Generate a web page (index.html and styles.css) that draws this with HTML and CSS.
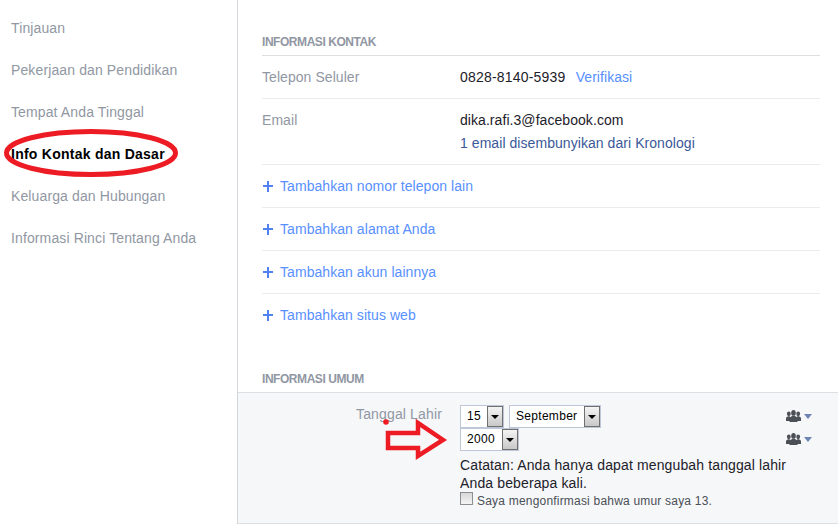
FILE: index.html
```html
<!DOCTYPE html>
<html lang="id">
<head>
<meta charset="utf-8">
<title>Info Kontak dan Dasar</title>
<link rel="stylesheet" href="styles.css">
</head>
<body>
<div class="page">
  <nav class="side">
    <a class="side-item">Tinjauan</a>
    <a class="side-item">Pekerjaan dan Pendidikan</a>
    <a class="side-item">Tempat Anda Tinggal</a>
    <a class="side-item active">Info Kontak dan Dasar</a>
    <a class="side-item">Keluarga dan Hubungan</a>
    <a class="side-item">Informasi Rinci Tentang Anda</a>
    <svg class="ellipse" width="176" height="50" viewBox="0 0 176 50"><ellipse cx="88" cy="25" rx="84.5" ry="21.5" fill="none" stroke="#ed1c24" stroke-width="5"/></svg>
  </nav>
  <main class="main">
    <section class="contact">
      <h2 class="heading">INFORMASI KONTAK</h2>
      <div class="row row-phone">
        <div class="label">Telepon Seluler</div>
        <div class="value phone">0828-8140-5939 <a class="link verify">Verifikasi</a></div>
      </div>
      <div class="row row-email">
        <div class="label">Email</div>
        <div class="value">
          <div>dika.rafi.3@facebook.com</div>
          <div class="hidden-note">1 email disembunyikan dari Kronologi</div>
        </div>
      </div>
      <a class="add"><span class="plus"></span>Tambahkan nomor telepon lain</a>
      <a class="add"><span class="plus"></span>Tambahkan alamat Anda</a>
      <a class="add"><span class="plus"></span>Tambahkan akun lainnya</a>
      <a class="add last"><span class="plus"></span>Tambahkan situs web</a>
    </section>
    <h2 class="heading general">INFORMASI UMUM</h2>
    <section class="panel">
      <div class="panel-label">Tanggal Lahir</div>
      <div class="panel-body">
        <div class="select-row">
          <span class="select s-day"><span class="select-text">15</span><span class="select-btn"></span></span>
          <span class="select s-month"><span class="select-text">September</span><span class="select-btn"></span></span>
        </div>
        <div class="select-row">
          <span class="select s-year"><span class="select-text">2000</span><span class="select-btn"></span></span>
        </div>
        <p class="note">Catatan: Anda hanya dapat mengubah tanggal lahir Anda beberapa kali.</p>
        <label class="confirm"><span class="check"></span>Saya mengonfirmasi bahwa umur saya 13.</label>
      </div>
      <div class="privacy">
        <span class="priv">
          <svg width="15" height="12" viewBox="0 0 15 12"><g fill="#4b4f56"><ellipse cx="2.800" cy="3.800" rx="1.900" ry="2.400"/><ellipse cx="12.200" cy="3.800" rx="1.900" ry="2.400"/><path d="M0 11V8.500C0 7.300 1 6.800 2 6.300h1.600L5 8v3zM15 11V8.500C15 7.300 14 6.800 13 6.300h-1.600L10 8v3z"/><ellipse cx="7.500" cy="2.900" rx="2.300" ry="2.900"/><path d="M3.500 12V8.500c0-1 1.600-2 2.600-2.500h2.800c1 .5 2.600 1.500 2.600 2.500V12z"/></g></svg>
          <i class="caret"></i>
        </span>
        <span class="priv">
          <svg width="15" height="12" viewBox="0 0 15 12"><g fill="#4b4f56"><ellipse cx="2.800" cy="3.800" rx="1.900" ry="2.400"/><ellipse cx="12.200" cy="3.800" rx="1.900" ry="2.400"/><path d="M0 11V8.500C0 7.300 1 6.800 2 6.300h1.600L5 8v3zM15 11V8.500C15 7.300 14 6.800 13 6.300h-1.600L10 8v3z"/><ellipse cx="7.500" cy="2.900" rx="2.300" ry="2.900"/><path d="M3.500 12V8.500c0-1 1.600-2 2.600-2.500h2.800c1 .5 2.600 1.500 2.600 2.500V12z"/></g></svg>
          <i class="caret"></i>
        </span>
      </div>
      <svg class="dot" width="6" height="6" viewBox="0 0 6 6"><circle cx="3" cy="3" r="2.800" fill="#ed1c24"/></svg>
      <svg class="arrow" width="64" height="42" viewBox="0 0 64 42"><path d="M3 14H33V4L58 21 33 37V29H3z" fill="none" stroke="#ed1c24" stroke-width="4.500"/></svg>
    </section>
  </main>
</div>
</body>
</html>
```

FILE: styles.css
```css
* { box-sizing: border-box; }
html, body { margin: 0; padding: 0; height: 100%; overflow: hidden; }
body { background: #fff; font-family: "Liberation Sans", Arial, sans-serif; font-size: 14px; color: #1d2129; letter-spacing: 0.06px; }
.page { display: flex; width: 838px; height: 524px; }

.side { position: relative; width: 238px; flex: none; border-right: 1px solid #d3d6db; padding-top: 7px; }
.side-item { display: block; height: 42px; line-height: 42px; padding-left: 11px; color: #9197a3; font-size: 14px; letter-spacing: 0.12px; }
.side-item.active { color: #000; font-weight: bold; letter-spacing: 0.25px; }
.ellipse { position: absolute; left: 3px; top: 128px; }

.main { flex: 1; min-width: 0; padding: 35px 18px 0 24px; }
.heading { margin: 0; height: 21px; font-size: 12px; line-height: 14px; font-weight: bold; color: #9197a3; border-bottom: 1px solid #dddfe2; letter-spacing: -0.45px; }
.row { display: flex; border-bottom: 1px solid #e9ebee; }
.row-phone { height: 43px; padding-top: 13px; }
.row-email { height: 66px; padding-top: 13px; }
.label { width: 198px; flex: none; color: #9197a3; line-height: 16px; }
.value { line-height: 16px; color: #1d2129; }
.phone { letter-spacing: 0.2px; }
.link { color: #5890ff; }
.verify { margin-left: 6px; letter-spacing: 0.06px; }
.hidden-note { margin-top: 7px; color: #3b5998; }

.add { display: flex; align-items: center; height: 43px; color: #5890ff; border-bottom: 1px solid #e9ebee; }
.add.last { height: 42px; border-bottom: 0; }
.plus { width: 10px; height: 11px; margin-left: 1px; margin-right: 7px; flex: none; background:
  linear-gradient(#4f81f0, #4f81f0) center / 10px 2px no-repeat,
  linear-gradient(#4f81f0, #4f81f0) center / 2px 11px no-repeat; }

.general { margin-top: 36px; height: 20px; border-bottom: 0; }
.panel { position: relative; display: flex; margin-left: -24px; margin-right: -18px; height: 132px; background: #f6f7f9; border-top: 1px solid #dddfe2; border-bottom: 1px solid #dddfe2; padding-top: 12px; }
.panel-label { width: 204px; flex: none; text-align: right; color: #9197a3; line-height: 18px; letter-spacing: 0.15px; }
.panel-body { width: 320px; flex: none; margin-left: 18px; }
.select-row { display: flex; gap: 5px; height: 23px; }
.select { display: flex; height: 23px; width: 44px; background: #fff; border: 1px solid #bdc7d8; align-items: stretch; font-size: 12px; color: #000; letter-spacing: 0.3px; }
.s-month { width: 92px; }
.s-year { width: 59px; }
.select-text { flex: 1; padding-left: 6px; line-height: 21px; }
.select-btn { position: relative; width: 16px; flex: none; border: 1px solid #707070; background: linear-gradient(#f4f4f4, #c8c8c8); }
.select-btn::after { content: ""; position: absolute; left: 3px; top: 8px; border: 4px solid transparent; border-top: 4px solid #000; border-bottom: 0; }
.note { margin: 5px 0 0; line-height: 18px; color: #1d2129; font-size: 14px; width: 358px; letter-spacing: 0.13px; }
.confirm { display: flex; align-items: center; margin-top: 1px; font-size: 12px; color: #4b4f56; height: 16px; letter-spacing: 0.2px; white-space: nowrap; }
.check { width: 13px; height: 13px; margin-right: 4px; align-self: flex-start; margin-top: -1px; border: 1px solid #8e8e8e; background: linear-gradient(#d8d8d8, #f4f4f4); flex: none; }
.privacy { display: flex; flex-direction: column; gap: 11px; margin-left: auto; padding-right: 26px; padding-top: 5px; }
.priv { display: flex; align-items: center; gap: 3px; height: 12px; }
.caret { display: block; width: 0; height: 0; border-left: 4.500px solid transparent; border-right: 4.500px solid transparent; border-top: 5px solid #6d84b4; }
.dot { position: absolute; left: 145px; top: 26px; }
.arrow { position: absolute; left: 147px; top: 26px; }
```
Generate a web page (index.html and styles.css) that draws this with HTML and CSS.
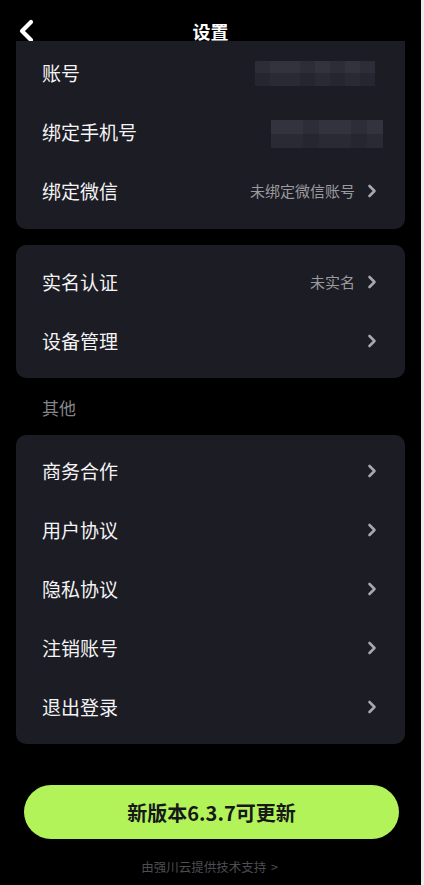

——

Task statement ::
Copy every line in the entries above that has the string "page" in it.

Solution to the problem ::
Generate a web page (index.html and styles.css) that draws this with HTML and CSS.
<div class="page">
.page { display: flex; width: 838px; height: 524px; }
Generate a web page (index.html and styles.css) that draws this with HTML and CSS.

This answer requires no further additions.